--- Start of DATASET ROWS ---

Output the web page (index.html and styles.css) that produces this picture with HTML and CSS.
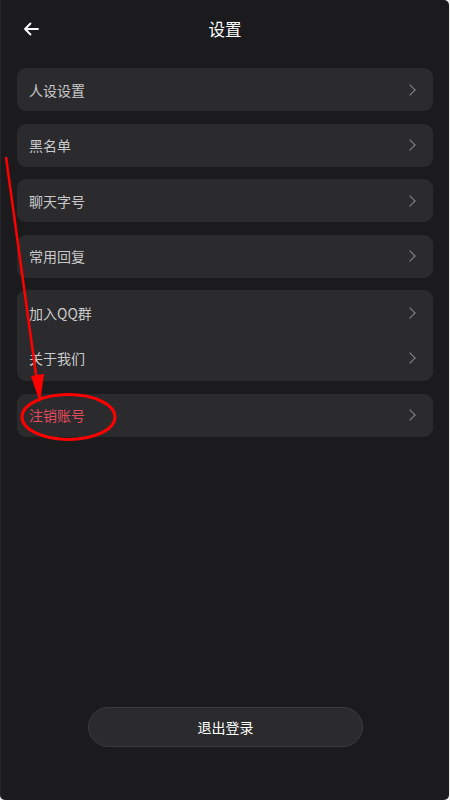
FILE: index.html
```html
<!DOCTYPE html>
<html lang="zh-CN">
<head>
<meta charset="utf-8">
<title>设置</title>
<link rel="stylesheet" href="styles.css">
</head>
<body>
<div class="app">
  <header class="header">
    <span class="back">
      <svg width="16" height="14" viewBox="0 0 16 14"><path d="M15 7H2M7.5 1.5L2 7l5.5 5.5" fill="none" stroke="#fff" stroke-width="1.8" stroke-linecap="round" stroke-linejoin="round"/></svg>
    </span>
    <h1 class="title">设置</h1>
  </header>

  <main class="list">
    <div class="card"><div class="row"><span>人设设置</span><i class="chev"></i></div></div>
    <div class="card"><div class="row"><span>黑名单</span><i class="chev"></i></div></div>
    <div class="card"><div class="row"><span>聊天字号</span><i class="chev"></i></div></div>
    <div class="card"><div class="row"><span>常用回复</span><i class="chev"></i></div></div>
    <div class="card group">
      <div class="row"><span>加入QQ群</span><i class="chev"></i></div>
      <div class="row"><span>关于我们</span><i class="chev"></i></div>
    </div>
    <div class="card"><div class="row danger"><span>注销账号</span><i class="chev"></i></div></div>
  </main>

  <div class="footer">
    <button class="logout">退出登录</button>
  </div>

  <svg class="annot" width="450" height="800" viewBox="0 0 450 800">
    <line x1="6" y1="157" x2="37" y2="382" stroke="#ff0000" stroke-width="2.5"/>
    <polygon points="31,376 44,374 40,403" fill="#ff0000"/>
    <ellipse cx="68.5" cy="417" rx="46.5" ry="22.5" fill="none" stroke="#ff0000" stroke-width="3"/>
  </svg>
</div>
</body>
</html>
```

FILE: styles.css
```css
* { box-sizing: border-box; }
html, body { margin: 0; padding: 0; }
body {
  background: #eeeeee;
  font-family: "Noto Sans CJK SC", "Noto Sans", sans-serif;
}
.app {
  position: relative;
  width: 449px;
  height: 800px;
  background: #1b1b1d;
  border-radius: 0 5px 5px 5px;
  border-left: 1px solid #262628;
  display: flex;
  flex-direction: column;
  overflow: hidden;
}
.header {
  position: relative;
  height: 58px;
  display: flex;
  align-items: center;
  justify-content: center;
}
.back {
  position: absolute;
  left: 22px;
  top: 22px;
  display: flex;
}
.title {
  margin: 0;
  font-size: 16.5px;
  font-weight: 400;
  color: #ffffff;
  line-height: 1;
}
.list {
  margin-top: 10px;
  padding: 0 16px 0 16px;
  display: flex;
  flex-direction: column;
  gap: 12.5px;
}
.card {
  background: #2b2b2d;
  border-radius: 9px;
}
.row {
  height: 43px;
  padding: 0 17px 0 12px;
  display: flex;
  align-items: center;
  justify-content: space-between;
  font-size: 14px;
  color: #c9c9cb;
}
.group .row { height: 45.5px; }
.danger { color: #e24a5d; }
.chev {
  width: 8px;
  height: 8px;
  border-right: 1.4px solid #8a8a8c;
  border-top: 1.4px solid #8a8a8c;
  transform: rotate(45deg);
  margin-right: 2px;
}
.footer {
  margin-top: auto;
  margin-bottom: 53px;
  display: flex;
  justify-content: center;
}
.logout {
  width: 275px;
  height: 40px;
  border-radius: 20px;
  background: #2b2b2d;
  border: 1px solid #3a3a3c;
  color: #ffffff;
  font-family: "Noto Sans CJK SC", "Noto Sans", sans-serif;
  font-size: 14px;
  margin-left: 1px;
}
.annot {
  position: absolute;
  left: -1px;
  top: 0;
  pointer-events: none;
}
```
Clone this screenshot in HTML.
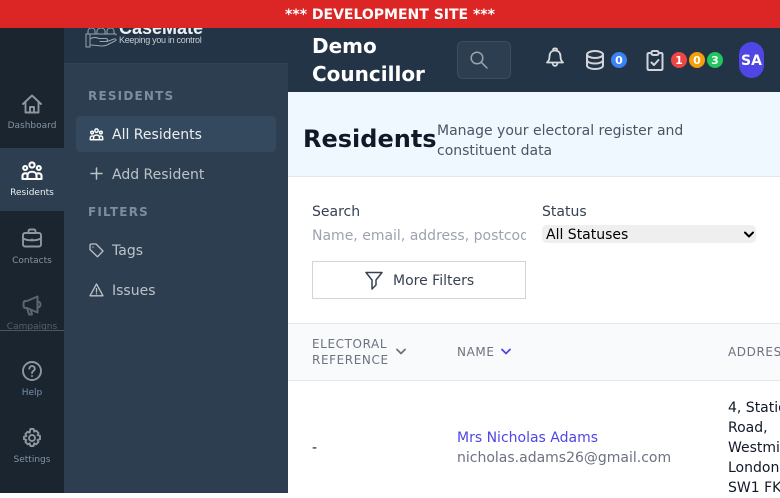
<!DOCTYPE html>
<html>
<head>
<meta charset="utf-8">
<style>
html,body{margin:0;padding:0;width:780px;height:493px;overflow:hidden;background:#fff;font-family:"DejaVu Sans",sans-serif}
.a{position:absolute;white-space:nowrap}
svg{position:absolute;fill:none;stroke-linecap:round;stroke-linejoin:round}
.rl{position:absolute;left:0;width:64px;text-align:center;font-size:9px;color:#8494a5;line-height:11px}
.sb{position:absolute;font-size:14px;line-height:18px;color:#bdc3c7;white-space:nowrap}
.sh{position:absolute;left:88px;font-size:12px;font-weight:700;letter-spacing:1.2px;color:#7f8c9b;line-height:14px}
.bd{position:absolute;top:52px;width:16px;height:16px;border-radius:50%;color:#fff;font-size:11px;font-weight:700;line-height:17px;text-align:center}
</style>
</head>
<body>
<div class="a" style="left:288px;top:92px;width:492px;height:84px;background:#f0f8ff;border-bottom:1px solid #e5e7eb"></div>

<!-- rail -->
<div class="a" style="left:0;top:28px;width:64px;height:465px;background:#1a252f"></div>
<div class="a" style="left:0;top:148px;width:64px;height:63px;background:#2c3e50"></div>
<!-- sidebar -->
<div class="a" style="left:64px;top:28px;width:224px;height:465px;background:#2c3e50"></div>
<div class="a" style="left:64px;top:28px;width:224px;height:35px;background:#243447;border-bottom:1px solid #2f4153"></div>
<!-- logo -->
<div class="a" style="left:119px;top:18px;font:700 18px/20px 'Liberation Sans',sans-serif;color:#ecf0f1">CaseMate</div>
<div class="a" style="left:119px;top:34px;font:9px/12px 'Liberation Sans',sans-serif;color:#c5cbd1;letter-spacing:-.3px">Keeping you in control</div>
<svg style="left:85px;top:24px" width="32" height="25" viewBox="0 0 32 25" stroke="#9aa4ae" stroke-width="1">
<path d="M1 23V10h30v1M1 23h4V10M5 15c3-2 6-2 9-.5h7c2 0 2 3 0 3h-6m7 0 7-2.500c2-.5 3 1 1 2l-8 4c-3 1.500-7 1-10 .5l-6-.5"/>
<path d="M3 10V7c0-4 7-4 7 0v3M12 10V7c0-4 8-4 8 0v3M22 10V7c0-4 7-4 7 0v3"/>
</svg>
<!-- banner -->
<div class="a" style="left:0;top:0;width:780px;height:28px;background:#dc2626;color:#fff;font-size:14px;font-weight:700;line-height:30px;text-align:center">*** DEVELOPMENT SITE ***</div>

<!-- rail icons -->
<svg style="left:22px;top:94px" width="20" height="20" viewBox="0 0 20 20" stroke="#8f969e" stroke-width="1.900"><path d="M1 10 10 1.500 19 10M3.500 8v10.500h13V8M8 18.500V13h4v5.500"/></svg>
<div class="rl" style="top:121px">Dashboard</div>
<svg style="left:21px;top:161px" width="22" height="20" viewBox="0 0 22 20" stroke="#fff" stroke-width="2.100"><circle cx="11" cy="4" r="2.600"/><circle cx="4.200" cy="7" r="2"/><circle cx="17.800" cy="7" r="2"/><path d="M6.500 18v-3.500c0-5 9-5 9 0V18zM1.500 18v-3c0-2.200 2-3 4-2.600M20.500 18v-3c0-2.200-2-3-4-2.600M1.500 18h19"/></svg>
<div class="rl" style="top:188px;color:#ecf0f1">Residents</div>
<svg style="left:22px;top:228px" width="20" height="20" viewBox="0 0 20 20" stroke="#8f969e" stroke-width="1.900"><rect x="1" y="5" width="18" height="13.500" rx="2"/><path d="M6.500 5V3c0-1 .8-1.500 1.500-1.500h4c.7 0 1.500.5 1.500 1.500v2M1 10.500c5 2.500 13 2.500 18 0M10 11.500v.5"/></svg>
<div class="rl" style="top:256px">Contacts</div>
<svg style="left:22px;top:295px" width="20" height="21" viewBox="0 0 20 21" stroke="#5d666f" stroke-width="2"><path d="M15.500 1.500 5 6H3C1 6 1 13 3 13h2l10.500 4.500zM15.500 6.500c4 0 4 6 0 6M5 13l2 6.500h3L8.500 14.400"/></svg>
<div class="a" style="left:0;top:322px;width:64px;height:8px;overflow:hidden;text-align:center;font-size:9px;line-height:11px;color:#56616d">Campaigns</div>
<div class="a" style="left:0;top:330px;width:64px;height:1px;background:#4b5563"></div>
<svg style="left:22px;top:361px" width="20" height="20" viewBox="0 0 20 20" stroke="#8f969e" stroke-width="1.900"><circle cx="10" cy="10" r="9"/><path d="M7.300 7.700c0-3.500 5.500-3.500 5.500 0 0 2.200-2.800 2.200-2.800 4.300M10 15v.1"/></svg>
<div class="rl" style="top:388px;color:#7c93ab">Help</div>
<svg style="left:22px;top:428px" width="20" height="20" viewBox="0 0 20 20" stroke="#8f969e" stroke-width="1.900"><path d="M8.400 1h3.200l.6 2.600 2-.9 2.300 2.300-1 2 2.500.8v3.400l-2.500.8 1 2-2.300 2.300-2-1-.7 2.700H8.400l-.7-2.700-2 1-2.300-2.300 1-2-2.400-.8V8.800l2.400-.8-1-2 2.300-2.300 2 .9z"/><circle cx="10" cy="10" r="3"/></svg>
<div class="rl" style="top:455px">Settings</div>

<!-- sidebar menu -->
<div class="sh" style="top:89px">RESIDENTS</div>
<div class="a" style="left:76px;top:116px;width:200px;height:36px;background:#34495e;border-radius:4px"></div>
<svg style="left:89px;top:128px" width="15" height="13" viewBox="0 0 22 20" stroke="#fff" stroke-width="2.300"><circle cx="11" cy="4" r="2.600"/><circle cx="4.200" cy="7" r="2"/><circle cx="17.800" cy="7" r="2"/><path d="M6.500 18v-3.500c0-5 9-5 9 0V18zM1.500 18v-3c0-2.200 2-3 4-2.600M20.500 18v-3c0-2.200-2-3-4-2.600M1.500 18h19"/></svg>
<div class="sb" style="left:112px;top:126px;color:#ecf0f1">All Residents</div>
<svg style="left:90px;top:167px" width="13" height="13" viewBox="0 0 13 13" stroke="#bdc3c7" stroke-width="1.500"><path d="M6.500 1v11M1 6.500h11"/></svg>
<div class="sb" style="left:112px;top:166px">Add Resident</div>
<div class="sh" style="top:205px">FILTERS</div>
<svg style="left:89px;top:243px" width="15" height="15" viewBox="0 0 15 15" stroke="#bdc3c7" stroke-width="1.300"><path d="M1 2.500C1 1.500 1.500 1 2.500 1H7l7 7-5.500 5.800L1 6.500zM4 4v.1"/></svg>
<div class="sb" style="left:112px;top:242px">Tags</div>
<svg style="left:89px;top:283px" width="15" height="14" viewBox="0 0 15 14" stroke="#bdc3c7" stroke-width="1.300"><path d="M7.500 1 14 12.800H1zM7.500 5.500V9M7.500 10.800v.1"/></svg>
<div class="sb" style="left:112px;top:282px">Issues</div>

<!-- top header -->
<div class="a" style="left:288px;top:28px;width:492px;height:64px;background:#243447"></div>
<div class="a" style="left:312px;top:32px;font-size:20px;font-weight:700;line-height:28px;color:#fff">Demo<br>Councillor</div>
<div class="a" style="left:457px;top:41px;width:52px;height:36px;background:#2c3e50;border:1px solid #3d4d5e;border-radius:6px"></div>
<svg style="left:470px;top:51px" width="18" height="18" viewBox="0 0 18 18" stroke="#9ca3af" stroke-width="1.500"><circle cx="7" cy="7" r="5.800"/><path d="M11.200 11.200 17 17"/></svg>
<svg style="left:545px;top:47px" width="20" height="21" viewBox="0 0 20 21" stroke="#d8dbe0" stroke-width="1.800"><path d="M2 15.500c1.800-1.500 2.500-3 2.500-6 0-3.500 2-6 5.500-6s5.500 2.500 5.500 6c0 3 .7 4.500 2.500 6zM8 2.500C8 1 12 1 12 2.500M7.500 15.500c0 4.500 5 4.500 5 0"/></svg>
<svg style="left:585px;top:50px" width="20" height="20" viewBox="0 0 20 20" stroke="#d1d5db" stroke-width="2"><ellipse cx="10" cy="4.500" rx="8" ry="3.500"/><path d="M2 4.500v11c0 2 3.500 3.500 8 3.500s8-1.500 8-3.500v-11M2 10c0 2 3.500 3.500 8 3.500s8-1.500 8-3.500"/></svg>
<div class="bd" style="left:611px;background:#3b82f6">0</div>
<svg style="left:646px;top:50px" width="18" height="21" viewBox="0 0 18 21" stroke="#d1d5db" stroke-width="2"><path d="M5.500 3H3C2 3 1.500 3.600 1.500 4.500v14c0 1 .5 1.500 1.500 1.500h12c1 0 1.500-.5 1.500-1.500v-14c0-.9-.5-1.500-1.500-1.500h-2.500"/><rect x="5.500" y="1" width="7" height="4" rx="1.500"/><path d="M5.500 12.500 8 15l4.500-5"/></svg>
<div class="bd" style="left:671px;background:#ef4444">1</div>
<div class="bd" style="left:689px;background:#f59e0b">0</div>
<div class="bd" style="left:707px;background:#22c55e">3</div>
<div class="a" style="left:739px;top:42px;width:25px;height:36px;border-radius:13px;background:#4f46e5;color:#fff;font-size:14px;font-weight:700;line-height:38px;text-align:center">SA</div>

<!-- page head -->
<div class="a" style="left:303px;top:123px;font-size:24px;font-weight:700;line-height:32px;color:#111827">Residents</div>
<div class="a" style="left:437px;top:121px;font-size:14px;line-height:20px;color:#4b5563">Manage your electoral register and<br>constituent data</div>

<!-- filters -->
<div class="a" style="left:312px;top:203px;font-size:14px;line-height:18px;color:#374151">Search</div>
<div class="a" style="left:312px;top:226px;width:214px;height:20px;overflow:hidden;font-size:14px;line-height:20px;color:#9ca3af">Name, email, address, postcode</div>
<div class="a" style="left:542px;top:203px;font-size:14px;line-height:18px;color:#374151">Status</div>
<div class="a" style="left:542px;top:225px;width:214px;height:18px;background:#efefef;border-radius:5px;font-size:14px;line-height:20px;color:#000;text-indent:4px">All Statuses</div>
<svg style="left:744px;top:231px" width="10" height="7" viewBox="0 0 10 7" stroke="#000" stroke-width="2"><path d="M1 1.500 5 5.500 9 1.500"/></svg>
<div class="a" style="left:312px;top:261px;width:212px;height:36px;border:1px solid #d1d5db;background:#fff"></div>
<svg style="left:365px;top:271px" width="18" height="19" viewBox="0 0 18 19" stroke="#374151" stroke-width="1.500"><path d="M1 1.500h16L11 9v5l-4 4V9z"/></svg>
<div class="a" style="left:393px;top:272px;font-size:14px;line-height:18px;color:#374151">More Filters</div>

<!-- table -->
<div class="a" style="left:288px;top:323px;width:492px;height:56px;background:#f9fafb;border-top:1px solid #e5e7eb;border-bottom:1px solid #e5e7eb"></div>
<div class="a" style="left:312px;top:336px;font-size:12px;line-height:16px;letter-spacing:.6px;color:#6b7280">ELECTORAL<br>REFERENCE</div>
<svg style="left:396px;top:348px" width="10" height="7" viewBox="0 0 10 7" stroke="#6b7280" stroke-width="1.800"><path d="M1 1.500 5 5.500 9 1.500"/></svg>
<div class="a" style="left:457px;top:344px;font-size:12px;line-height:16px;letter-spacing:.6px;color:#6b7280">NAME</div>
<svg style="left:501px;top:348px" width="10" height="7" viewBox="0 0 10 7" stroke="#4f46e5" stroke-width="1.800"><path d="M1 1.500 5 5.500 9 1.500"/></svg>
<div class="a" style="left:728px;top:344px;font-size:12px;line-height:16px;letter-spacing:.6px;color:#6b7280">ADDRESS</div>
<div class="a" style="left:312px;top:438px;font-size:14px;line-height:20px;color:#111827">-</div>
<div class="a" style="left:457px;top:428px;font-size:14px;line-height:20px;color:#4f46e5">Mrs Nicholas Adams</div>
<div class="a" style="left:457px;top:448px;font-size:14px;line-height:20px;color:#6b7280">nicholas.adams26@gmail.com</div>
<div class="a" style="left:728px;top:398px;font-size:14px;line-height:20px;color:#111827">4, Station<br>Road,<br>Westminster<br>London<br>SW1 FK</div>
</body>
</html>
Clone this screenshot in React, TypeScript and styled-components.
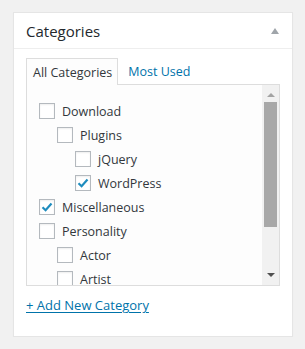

--- End of DATASET ROWS ---

WORK TO COMPLETE
Return every line above that contains the word "screenshot".

RESPONSE TO THE EXERCISE
Clone this screenshot in HTML.
Clone this screenshot in React, TypeScript and styled-components.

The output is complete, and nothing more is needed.